HMRC confirm decision to withdraw check-off facility
23 January 2015
PCS is facing a major funding challenge as HM Revenue and Customs has confirmed that “check-off” will be withdrawn at the end of April 2015.
“Check-off” is the decades-old method of collecting union subscription fees via payroll. The Home Office were the first to announce they were backing out of the system at the end of 2014, followed by the Department for Work and Pensions on 31 March 2015, and now the HMRC has followed suit.
Frances Maude, backed by Danny Alexander, is the chief architect of the move – the latest in the Conservatives’ union-busting rampage and dismantling of the public sector. The move is purely ideological, and comes despite PCS having offered to pick up the administrative fees incurred by check-off.
PCS general secretary Mark Serwotka said: “This is the greatest challenge our union has ever faced.
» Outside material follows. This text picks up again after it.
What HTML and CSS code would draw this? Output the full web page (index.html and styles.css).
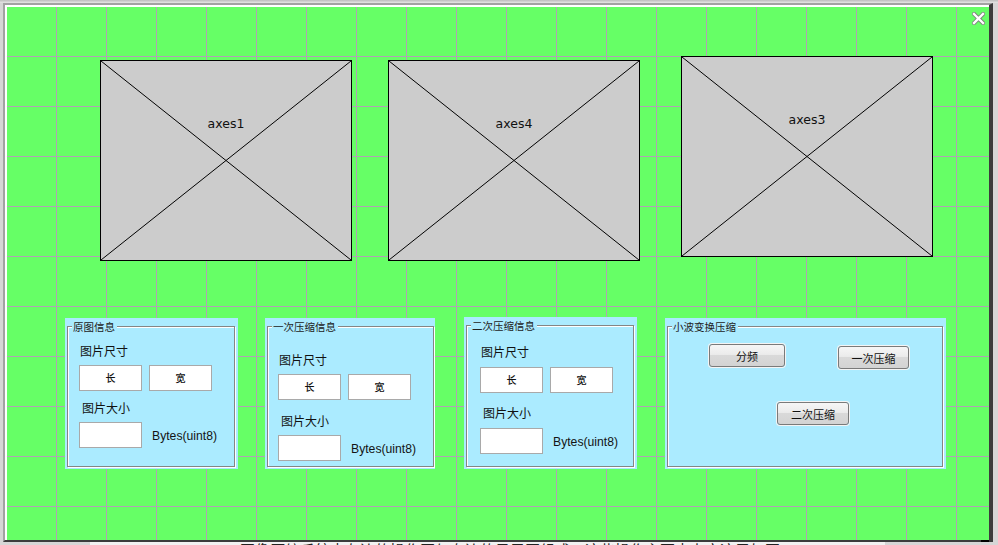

We are clearly being attacked because we continue to oppose this government’s ideologically driven and damaging spending cuts.
“But we will not be silenced. We are determined to put trade union rights at the centre of the general election and we will still be going strong long after this crop of cabinet ministers have been booted from office.”
A spokesperson for HMRC said; “After extensive consultation with the trade unions, we no longer think it is appropriate to act as an intermediary for these payments. Unions have arranged for direct debits to deduct the payments”. However only one third of PCS members working for HMRC have switched to direct debit.
PCS is urging its members to defy any attempts to damage the union by switching the method of payment of PCS subscriptions to Direct Debit.